As parents, we want the best for our children. We work hard to provide opportunities for them so they can start their lives a step ahead of our own as they grow up, and oftentimes, we believe these opportunities begin with providing a good education. Naturally, as loving parents, because we give so much to our children, a question often arises in client meetings: “should I save for my children’s college education or should I save for retirement?”
Saving for college as well as saving for retirement require a huge financial commitment on our part. Unfortunately what we have left over after paying for life’s necessities oftentimes forces us to make a decision between saving for one over the other.
Saving for college: Parents who choose to save more money for their children’s college costs have their hearts in the right place. First, retirement is far into the future compared to the more immediate need of having to pay for college so time can feel like it is on our side. Second, if they were to save for college, their children may graduate debt free and thus, possibly start their lives a step ahead of the previous generation.
In theory, the above may sound great, but here are some of the challenges:
Even if your child graduates free of student debt, are they really going to be financially responsible by not having any consumer debt? If you were to think back upon your own experience, did you fall into consumer debt while in college OR did the debt occur after you started working?
Assuming your child graduates debt free and is financially responsible throughout his or her college career, what if he/she can’t secure a job that will cover the bills? Sure he/she can move back home and live rent free, but could you see how he/she might need to ask you for some financial assistance, especially if he/she is not working?

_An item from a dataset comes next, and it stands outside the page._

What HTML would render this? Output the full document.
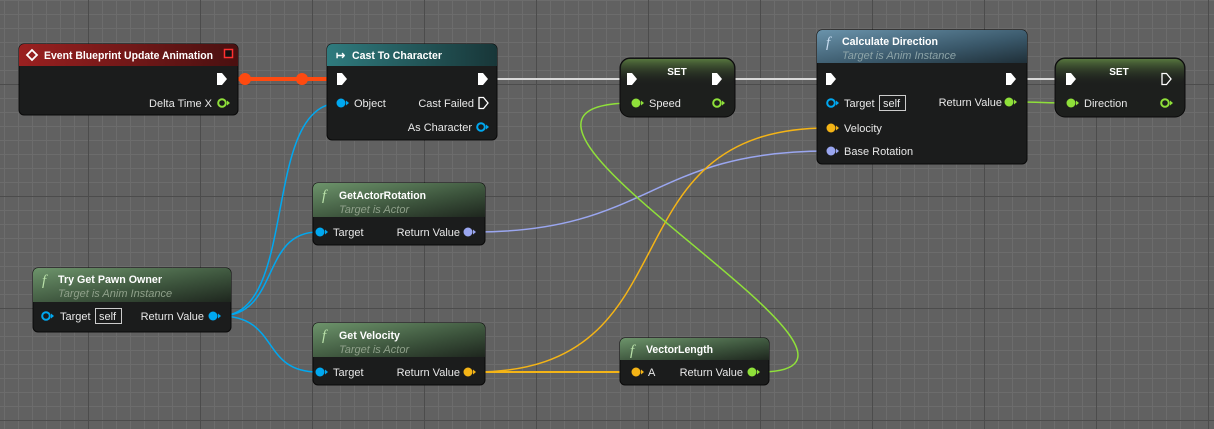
<!DOCTYPE html>
<html><head><meta charset="utf-8"><style>
html,body{margin:0;padding:0;}
body{width:1214px;height:429px;overflow:hidden;background-color:#616161;
background-image:
linear-gradient(to right,#4c4c4c 1px,transparent 1px),
linear-gradient(to bottom,#4c4c4c 1px,transparent 1px),
linear-gradient(to right,#6c6c6c 1px,transparent 1px),
linear-gradient(to bottom,#6c6c6c 1px,transparent 1px);
background-size:112px 112px,112px 112px,14px 14px,14px 14px;
background-position:88px 0,0 84px,4px 0,0 0;}
svg{position:absolute;left:0;top:0;}
text{font-family:"Liberation Sans",sans-serif;font-size:11px;fill:#e8e8e8;}
.t{font-weight:bold;fill:#fff;}
.s{font-style:italic;fill:#8fa08a;}
.r{text-anchor:end;}
</style></head><body>
<svg width="1214" height="429" viewBox="0 0 1214 429">
<defs>
<linearGradient id="gf" x1="0" y1="0" x2="1" y2="1"><stop offset="0" stop-color="#6d946b"/><stop offset="0.6" stop-color="#3b523b"/><stop offset="1" stop-color="#1e261e"/></linearGradient>
<linearGradient id="gr" x1="0" y1="0" x2="1" y2="0"><stop offset="0" stop-color="#9a2020"/><stop offset="1" stop-color="#4a1010"/></linearGradient>
<linearGradient id="gt" x1="0" y1="0" x2="1" y2="0"><stop offset="0" stop-color="#2f7b7e"/><stop offset="1" stop-color="#183638"/></linearGradient>
<linearGradient id="gb" x1="0" y1="0" x2="1" y2="1"><stop offset="0" stop-color="#6a93ab"/><stop offset="0.6" stop-color="#3a586a"/><stop offset="1" stop-color="#1f2f38"/></linearGradient>
<linearGradient id="gs" x1="0" y1="0" x2="0" y2="1"><stop offset="0" stop-color="#6e9a4c" stop-opacity="0.7"/><stop offset="1" stop-color="#202420" stop-opacity="0"/></linearGradient>
</defs>
<g fill="none" stroke-width="1.5">
<path d="M497 79 H620 M735 79 H817 M1027 79 H1055" stroke="#d8d8d8" stroke-width="2"/>
<path d="M220 316 C300 316,260 103,340 103" stroke="#00a8f0"/>
<path d="M220 316 C280 316,260 232,318 232" stroke="#00a8f0"/>
<path d="M220 316 C280 316,260 372,318 372" stroke="#00a8f0"/>
<path d="M475 232 C650 232,650 151,828 151" stroke="#9aa6f0"/>
<path d="M475 372 C700 372,600 128,828 128" stroke="#f4b416"/>
<path d="M475 372 H633" stroke="#f4b416" stroke-width="2"/>
<path d="M759 372 C940 372,420 103,633 103" stroke="#8fe03a"/>
<path d="M1016 102 C1040 102,1045 103,1068 103" stroke="#8fe03a"/>
</g>
<path d="M228 79 H340" stroke="#ff4a10" stroke-width="4"/>
<circle cx="245" cy="79" r="6" fill="#ff4a10"/><circle cx="302" cy="79" r="6" fill="#ff4a10"/>

<rect x="19" y="44" width="219" height="71" rx="5" fill="#1b1c1c" stroke="#0a0a0a"/>
<path d="M24 44 h209 a5 5 0 0 1 5 5 v17 h-219 v-17 a5 5 0 0 1 5 -5z" fill="url(#gr)"/>
<path d="M32 50 l5 5 l-5 5 l-5 -5z" fill="none" stroke="#fff" stroke-width="1.8"/>
<rect x="224.5" y="49.5" width="8" height="8" fill="#111" stroke="#ff3030" stroke-width="1.5"/>
<text class="t" x="44" y="59" textLength="169" lengthAdjust="spacingAndGlyphs">Event Blueprint Update Animation</text>
<path d="M217 73 h5 l5 6 l-5 6 h-5z" fill="#fff"/>
<text class="r" x="212" y="107">Delta Time X</text>
<circle cx="222" cy="103" r="3.8" fill="none" stroke="#8fe03a" stroke-width="2"/><path d="M227 100.5 l3 2.5 l-3 2.5z" fill="#8fe03a"/>

<rect x="327" y="44" width="170" height="96" rx="5" fill="#1b1c1c" stroke="#0a0a0a"/>
<path d="M332 44 h160 a5 5 0 0 1 5 5 v17 h-170 v-17 a5 5 0 0 1 5 -5z" fill="url(#gt)"/>
<text class="t" x="336" y="59">↦</text>
<text class="t" x="352" y="59" textLength="90" lengthAdjust="spacingAndGlyphs">Cast To Character</text>
<path d="M337 73 h5 l5 6 l-5 6 h-5z" fill="#fff"/>
<path d="M478 73 h5 l5 6 l-5 6 h-5z" fill="#fff"/>
<circle cx="341" cy="103" r="4.5" fill="#00a8f0"/><path d="M346 100.5 l3 2.5 l-3 2.5z" fill="#00a8f0"/>
<text x="354" y="107">Object</text>
<text class="r" x="474" y="107">Cast Failed</text>
<path d="M479 97.5 h4.5 l4.5 5.5 l-4.5 5.5 h-4.5z" fill="none" stroke="#fff" stroke-width="1.3"/>
<text class="r" x="472" y="131">As Character</text>
<circle cx="481" cy="127" r="3.8" fill="none" stroke="#00a8f0" stroke-width="2"/><path d="M486 124.5 l3 2.5 l-3 2.5z" fill="#00a8f0"/>

<rect x="620" y="58" width="115" height="59" rx="10" fill="#1d1f1d" stroke="#0a0a0a"/>
<rect x="621" y="59" width="113" height="26" rx="9" fill="url(#gs)"/>
<text class="t" x="677" y="75" text-anchor="middle" style="font-size:10px">SET</text>
<path d="M627 73 h5 l5 6 l-5 6 h-5z" fill="#fff"/>
<path d="M712 73 h5 l5 6 l-5 6 h-5z" fill="#fff"/>
<circle cx="636" cy="103" r="4.5" fill="#8fe03a"/><path d="M641 100.5 l3 2.5 l-3 2.5z" fill="#8fe03a"/>
<text x="649" y="107">Speed</text>
<circle cx="717" cy="103" r="3.8" fill="none" stroke="#8fe03a" stroke-width="2"/><path d="M722 100.5 l3 2.5 l-3 2.5z" fill="#8fe03a"/>

<rect x="817" y="30" width="210" height="134" rx="5" fill="#1b1c1c" stroke="#0a0a0a"/>
<path d="M822 30 h200 a5 5 0 0 1 5 5 v28 h-210 v-28 a5 5 0 0 1 5 -5z" fill="url(#gb)"/>
<text x="826" y="47" style="font-family:'Liberation Serif',serif;font-style:italic;font-size:15px;fill:#c8dcf0">f</text>
<text class="t" x="842" y="45" textLength="96" lengthAdjust="spacingAndGlyphs">Calculate Direction</text>
<text class="s" x="842" y="59" style="fill:#8da4a8" textLength="114" lengthAdjust="spacingAndGlyphs">Target is Anim Instance</text>
<path d="M826 73 h5 l5 6 l-5 6 h-5z" fill="#fff"/>
<path d="M1006 73 h5 l5 6 l-5 6 h-5z" fill="#fff"/>
<circle cx="831" cy="103" r="3.8" fill="none" stroke="#00a8f0" stroke-width="2"/><path d="M836 100.5 l3 2.5 l-3 2.5z" fill="#00a8f0"/>
<text x="844" y="107">Target</text>
<rect x="879.5" y="95.5" width="26" height="15" fill="none" stroke="#ccc"/>
<text x="883" y="107">self</text>
<text class="r" x="1002" y="106">Return Value</text>
<circle cx="1009" cy="102" r="4.5" fill="#8fe03a"/><path d="M1014 99.5 l3 2.5 l-3 2.5z" fill="#8fe03a"/>
<circle cx="831" cy="128" r="4.5" fill="#f4b416"/><path d="M836 125.5 l3 2.5 l-3 2.5z" fill="#f4b416"/>
<text x="844" y="132">Velocity</text>
<circle cx="831" cy="151" r="4.5" fill="#9aa6f0"/><path d="M836 148.5 l3 2.5 l-3 2.5z" fill="#9aa6f0"/>
<text x="844" y="155">Base Rotation</text>

<rect x="1055" y="58" width="130" height="59" rx="10" fill="#1d1f1d" stroke="#0a0a0a"/>
<rect x="1056" y="59" width="128" height="26" rx="9" fill="url(#gs)"/>
<text class="t" x="1119" y="75" text-anchor="middle" style="font-size:10px">SET</text>
<path d="M1066 73 h5 l5 6 l-5 6 h-5z" fill="#fff"/>
<path d="M1162 73.5 h4.5 l4.5 5.5 l-4.5 5.5 h-4.5z" fill="none" stroke="#fff" stroke-width="1.3"/>
<circle cx="1071" cy="103" r="4.5" fill="#8fe03a"/><path d="M1076 100.5 l3 2.5 l-3 2.5z" fill="#8fe03a"/>
<text x="1084" y="107">Direction</text>
<circle cx="1165" cy="103" r="3.8" fill="none" stroke="#8fe03a" stroke-width="2"/><path d="M1170 100.5 l3 2.5 l-3 2.5z" fill="#8fe03a"/>

<rect x="313" y="183" width="172" height="62" rx="5" fill="#1b1c1c" stroke="#0a0a0a"/>
<path d="M318 183 h162 a5 5 0 0 1 5 5 v29 h-172 v-29 a5 5 0 0 1 5 -5z" fill="url(#gf)"/>
<text x="322" y="200" style="font-family:'Liberation Serif',serif;font-style:italic;font-size:15px;fill:#b8e0a8">f</text>
<text class="t" x="339" y="199" textLength="87" lengthAdjust="spacingAndGlyphs">GetActorRotation</text>
<text class="s" x="339" y="213">Target is Actor</text>
<circle cx="320" cy="232" r="4.5" fill="#00a8f0"/><path d="M325 229.5 l3 2.5 l-3 2.5z" fill="#00a8f0"/>
<text x="333" y="236">Target</text>
<text class="r" x="460" y="236">Return Value</text>
<circle cx="468" cy="232" r="4.5" fill="#9aa6f0"/><path d="M473 229.5 l3 2.5 l-3 2.5z" fill="#9aa6f0"/>

<rect x="33" y="268" width="198" height="64" rx="5" fill="#1b1c1c" stroke="#0a0a0a"/>
<path d="M38 268 h188 a5 5 0 0 1 5 5 v29 h-198 v-29 a5 5 0 0 1 5 -5z" fill="url(#gf)"/>
<text x="42" y="285" style="font-family:'Liberation Serif',serif;font-style:italic;font-size:15px;fill:#b8e0a8">f</text>
<text class="t" x="58" y="283" textLength="104" lengthAdjust="spacingAndGlyphs">Try Get Pawn Owner</text>
<text class="s" x="58" y="297">Target is Anim Instance</text>
<circle cx="46" cy="316" r="3.8" fill="none" stroke="#00a8f0" stroke-width="2"/><path d="M51 313.5 l3 2.5 l-3 2.5z" fill="#00a8f0"/>
<text x="60" y="320">Target</text>
<rect x="95.5" y="308.5" width="26" height="15" fill="none" stroke="#ccc"/>
<text x="99" y="320">self</text>
<text class="r" x="204" y="320">Return Value</text>
<circle cx="213" cy="316" r="4.5" fill="#00a8f0"/><path d="M218 313.5 l3 2.5 l-3 2.5z" fill="#00a8f0"/>

<rect x="313" y="323" width="172" height="62" rx="5" fill="#1b1c1c" stroke="#0a0a0a"/>
<path d="M318 323 h162 a5 5 0 0 1 5 5 v29 h-172 v-29 a5 5 0 0 1 5 -5z" fill="url(#gf)"/>
<text x="322" y="340" style="font-family:'Liberation Serif',serif;font-style:italic;font-size:15px;fill:#b8e0a8">f</text>
<text class="t" x="339" y="339" textLength="61" lengthAdjust="spacingAndGlyphs">Get Velocity</text>
<text class="s" x="339" y="353">Target is Actor</text>
<circle cx="320" cy="372" r="4.5" fill="#00a8f0"/><path d="M325 369.5 l3 2.5 l-3 2.5z" fill="#00a8f0"/>
<text x="333" y="376">Target</text>
<text class="r" x="460" y="376">Return Value</text>
<circle cx="468" cy="372" r="4.5" fill="#f4b416"/><path d="M473 369.5 l3 2.5 l-3 2.5z" fill="#f4b416"/>

<rect x="620" y="338" width="149" height="47" rx="5" fill="#1b1c1c" stroke="#0a0a0a"/>
<path d="M625 338 h139 a5 5 0 0 1 5 5 v17 h-149 v-17 a5 5 0 0 1 5 -5z" fill="url(#gf)"/>
<text x="630" y="355" style="font-family:'Liberation Serif',serif;font-style:italic;font-size:15px;fill:#b8e0a8">f</text>
<text class="t" x="646" y="353" textLength="67" lengthAdjust="spacingAndGlyphs">VectorLength</text>
<circle cx="636" cy="372" r="4.5" fill="#f4b416"/><path d="M641 369.5 l3 2.5 l-3 2.5z" fill="#f4b416"/>
<text x="648" y="376">A</text>
<text class="r" x="743" y="376">Return Value</text>
<circle cx="752" cy="372" r="4.5" fill="#8fe03a"/><path d="M757 369.5 l3 2.5 l-3 2.5z" fill="#8fe03a"/>
</svg>
</body></html>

What if they go back for graduate school? Who’s going to pay for that? Your immediate response could be “well, they are on their own at that point”, but wouldn’t they need to take out a loan for grad school and thereby negate your initial intent of not having debt when they finish school?
Saving for retirement: Because of the aforementioned challenges, when faced with choosing between one and the other, it often makes more sense to save for retirement rather than to save for college.
Why should we consider taking care of ourselves first?
Your social security income will probably not be enough to cover your cost of living in retirement. Therefore, the burden of supplementing that income will fall on your shoulders.
If you don’t have enough money saved for retirement, the support you may need could ultimately fall on your children’s shoulders. While it’s ok to put some money into your children’s college savings accounts from time to time, it’s important to realize that in order to take care of your family, you need to take care of yourself first.
Could saving for retirement over college present challenges? Possibly. Saving more towards retirement means that you will have fewer financial resources to tap into when the time comes to pay for college. However, keep in mind that your child can borrow for college, but you can not borrow for retirement. A good way to determine if saving for retirement over college is right for you is to calculate how much money you will need to retire and compare that with a projection of your current retirement assets. If the numbers show that you will have to cut back significantly on your retirement lifestyle, then you should consider directing your additional savings towards retirement.